You—yes you—can help Houston with flood mitigation.

By Emmanuella Aina April 8, 2019

Home, home on the range.

Summer is just around the corner, and the fear of having your perfectly trimmed lawn turn as yellow as an abandoned wheat field under Texas’s scorching heat is likely looming overhead. But with lawn maintenance contributing to groundwater pollution, adding to the infernal din of leaf blowers on our city streets, and perhaps offering its own perils—hundreds of thousands of Americans are injured by lawn mowers each year—isn’t it time to start thinking about your lawn in a new way?

Gabriel Durham, a sustainability coordinator at the University of Houston, certainly thinks so. Durham believes that prairie grass is the key to maintaining a more cost-efficient yard while also contributing positively to our flood-prone environment. But before you picture all our high-end neighborhoods and suburbs looking like wild grasslands, consider the benefits.
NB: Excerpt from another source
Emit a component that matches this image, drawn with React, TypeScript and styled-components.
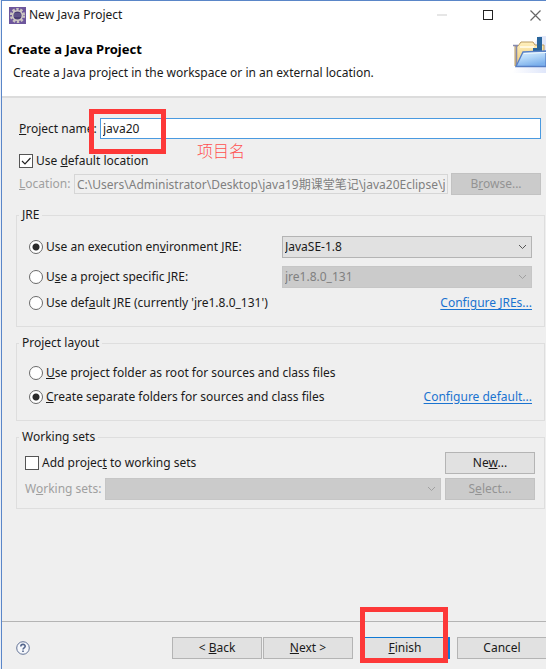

Typical carpet grasses such as St. Augustine and Bermuda are the most expensive crop in the nation, says Durham. "And they don’t produce anything," she adds. "No food, no clothes, no fuel, no nothing, but we spend more money on them than on any plant collectively in the nation." 

Prairie grass is more affordable. It only needs to be mowed once a year. It aids in soil's carbon sequestration, effectively pulling carbon dioxide out of the atmosphere and reducing climate change. It attracts birds and pollinators that are native to prairies. It's drought tolerant, and the grass’s deep root system also helps offset soil erosion and flooding by soaking up excess stormwater and bayou overflow, thus reducing the rate at which a flood hastens downstream and the time it takes the water to recede.

So, wait, why are we not all clamoring to turn our yards into pocket prairies already?

Homeowners Associations, for one thing, are a huge barrier due to restrictions stipulating how lawns should look.

And there's the long-held tradition of owning a perfectly kept lawn, which came from developer William Levitt, who worked alongside his father and brother to introduce the concept of affordable cookie-cutter homes with cookie-cutter lawns in America—primarily to servicemen—following World War II.

The invention of the lawn mower during the Industrial Revolution had already made tending a lawn less time-consuming, but the Levitts also emphasized the importance of homeowners keeping their lawns perpetually green—something that had primarily existed only among European elites—which meant more water-use and more maintenance.  Today, lawn maintenance is a billion-dollar industry, and that’s not even including the grass itself.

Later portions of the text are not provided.